== Given instruction ==
Set down each entry exactly as given; pictures should not appear in the copy.

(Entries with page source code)
::::::::::
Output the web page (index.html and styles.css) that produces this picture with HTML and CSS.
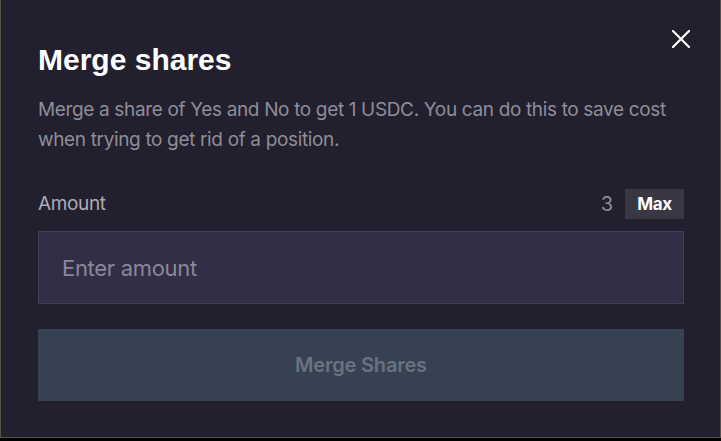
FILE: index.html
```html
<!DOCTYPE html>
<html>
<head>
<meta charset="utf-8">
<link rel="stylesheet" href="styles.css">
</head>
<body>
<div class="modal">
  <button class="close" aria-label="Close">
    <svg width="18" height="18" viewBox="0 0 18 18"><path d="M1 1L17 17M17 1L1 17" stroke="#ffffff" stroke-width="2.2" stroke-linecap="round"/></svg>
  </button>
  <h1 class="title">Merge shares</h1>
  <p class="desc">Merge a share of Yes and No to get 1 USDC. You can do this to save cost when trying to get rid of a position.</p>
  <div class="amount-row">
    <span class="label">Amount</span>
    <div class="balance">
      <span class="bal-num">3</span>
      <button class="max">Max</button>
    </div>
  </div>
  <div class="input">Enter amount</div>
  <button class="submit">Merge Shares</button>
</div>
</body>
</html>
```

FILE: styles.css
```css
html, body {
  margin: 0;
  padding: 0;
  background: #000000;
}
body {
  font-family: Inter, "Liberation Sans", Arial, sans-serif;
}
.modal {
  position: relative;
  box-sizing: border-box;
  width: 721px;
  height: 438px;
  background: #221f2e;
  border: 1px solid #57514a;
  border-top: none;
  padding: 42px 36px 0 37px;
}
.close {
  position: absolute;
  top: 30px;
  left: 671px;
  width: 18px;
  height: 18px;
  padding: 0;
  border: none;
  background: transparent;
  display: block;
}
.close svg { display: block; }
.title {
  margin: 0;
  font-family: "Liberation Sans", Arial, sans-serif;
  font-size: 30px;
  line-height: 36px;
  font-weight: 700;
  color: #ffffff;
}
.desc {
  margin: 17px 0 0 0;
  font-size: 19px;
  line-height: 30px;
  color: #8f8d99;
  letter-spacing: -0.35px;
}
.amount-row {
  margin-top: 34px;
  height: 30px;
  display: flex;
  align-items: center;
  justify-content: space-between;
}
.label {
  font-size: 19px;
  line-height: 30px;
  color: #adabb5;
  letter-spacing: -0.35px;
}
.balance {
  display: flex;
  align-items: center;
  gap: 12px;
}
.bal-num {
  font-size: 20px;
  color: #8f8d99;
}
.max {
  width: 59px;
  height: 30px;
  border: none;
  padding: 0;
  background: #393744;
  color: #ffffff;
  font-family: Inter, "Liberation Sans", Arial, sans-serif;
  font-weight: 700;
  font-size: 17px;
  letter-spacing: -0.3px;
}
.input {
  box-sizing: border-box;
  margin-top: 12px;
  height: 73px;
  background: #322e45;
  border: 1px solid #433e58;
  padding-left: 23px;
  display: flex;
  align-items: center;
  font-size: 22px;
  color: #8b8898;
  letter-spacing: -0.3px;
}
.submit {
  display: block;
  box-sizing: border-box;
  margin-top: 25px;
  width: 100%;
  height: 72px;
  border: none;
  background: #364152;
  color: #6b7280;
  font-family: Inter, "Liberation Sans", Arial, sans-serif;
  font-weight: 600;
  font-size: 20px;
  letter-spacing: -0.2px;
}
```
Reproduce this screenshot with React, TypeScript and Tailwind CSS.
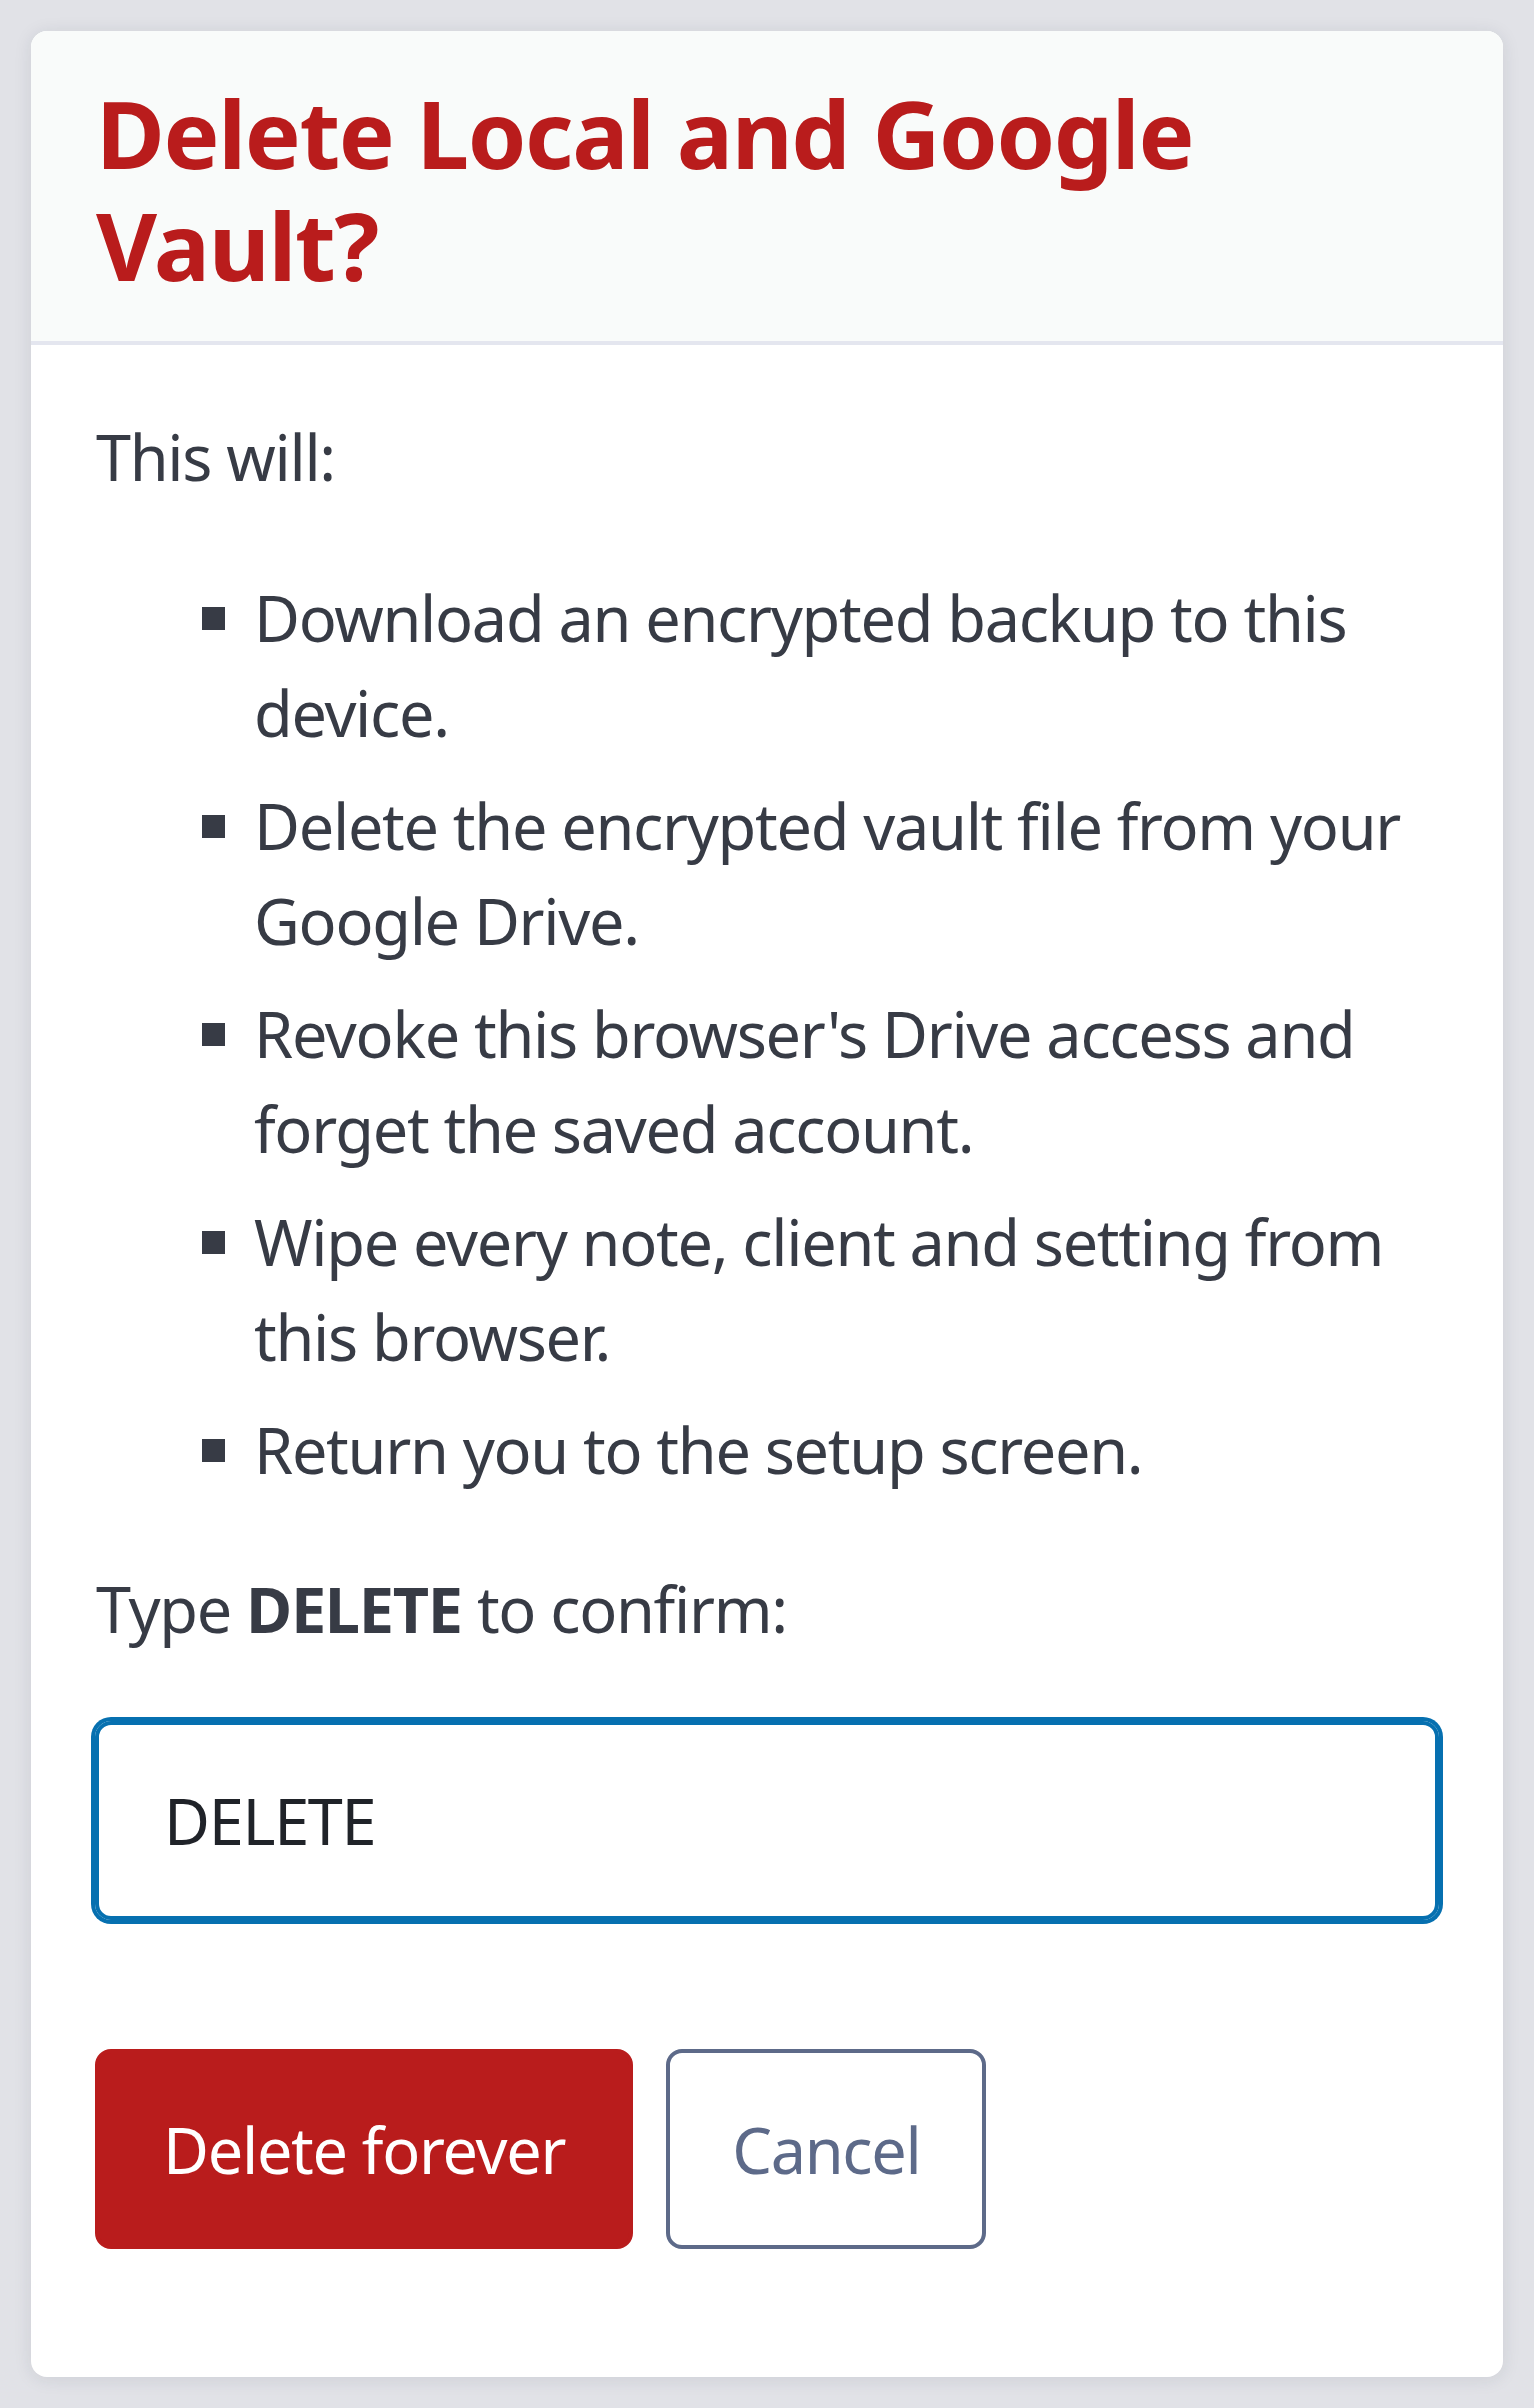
::::::::::
== Response to the task ==
Output the web page (index.html and styles.css) that produces this picture with HTML and CSS.
FILE: index.html
```html
<!DOCTYPE html>
<html>
<head>
<meta charset="utf-8">
<link rel="stylesheet" href="styles.css">
</head>
<body>
<div class="modal">
  <button class="close" aria-label="Close">
    <svg width="18" height="18" viewBox="0 0 18 18"><path d="M1 1L17 17M17 1L1 17" stroke="#ffffff" stroke-width="2.2" stroke-linecap="round"/></svg>
  </button>
  <h1 class="title">Merge shares</h1>
  <p class="desc">Merge a share of Yes and No to get 1 USDC. You can do this to save cost when trying to get rid of a position.</p>
  <div class="amount-row">
    <span class="label">Amount</span>
    <div class="balance">
      <span class="bal-num">3</span>
      <button class="max">Max</button>
    </div>
  </div>
  <div class="input">Enter amount</div>
  <button class="submit">Merge Shares</button>
</div>
</body>
</html>
```

FILE: styles.css
```css
html, body {
  margin: 0;
  padding: 0;
  background: #000000;
}
body {
  font-family: Inter, "Liberation Sans", Arial, sans-serif;
}
.modal {
  position: relative;
  box-sizing: border-box;
  width: 721px;
  height: 438px;
  background: #221f2e;
  border: 1px solid #57514a;
  border-top: none;
  padding: 42px 36px 0 37px;
}
.close {
  position: absolute;
  top: 30px;
  left: 671px;
  width: 18px;
  height: 18px;
  padding: 0;
  border: none;
  background: transparent;
  display: block;
}
.close svg { display: block; }
.title {
  margin: 0;
  font-family: "Liberation Sans", Arial, sans-serif;
  font-size: 30px;
  line-height: 36px;
  font-weight: 700;
  color: #ffffff;
}
.desc {
  margin: 17px 0 0 0;
  font-size: 19px;
  line-height: 30px;
  color: #8f8d99;
  letter-spacing: -0.35px;
}
.amount-row {
  margin-top: 34px;
  height: 30px;
  display: flex;
  align-items: center;
  justify-content: space-between;
}
.label {
  font-size: 19px;
  line-height: 30px;
  color: #adabb5;
  letter-spacing: -0.35px;
}
.balance {
  display: flex;
  align-items: center;
  gap: 12px;
}
.bal-num {
  font-size: 20px;
  color: #8f8d99;
}
.max {
  width: 59px;
  height: 30px;
  border: none;
  padding: 0;
  background: #393744;
  color: #ffffff;
  font-family: Inter, "Liberation Sans", Arial, sans-serif;
  font-weight: 700;
  font-size: 17px;
  letter-spacing: -0.3px;
}
.input {
  box-sizing: border-box;
  margin-top: 12px;
  height: 73px;
  background: #322e45;
  border: 1px solid #433e58;
  padding-left: 23px;
  display: flex;
  align-items: center;
  font-size: 22px;
  color: #8b8898;
  letter-spacing: -0.3px;
}
.submit {
  display: block;
  box-sizing: border-box;
  margin-top: 25px;
  width: 100%;
  height: 72px;
  border: none;
  background: #364152;
  color: #6b7280;
  font-family: Inter, "Liberation Sans", Arial, sans-serif;
  font-weight: 600;
  font-size: 20px;
  letter-spacing: -0.2px;
}
```
Reproduce this screenshot with React, TypeScript and Tailwind CSS.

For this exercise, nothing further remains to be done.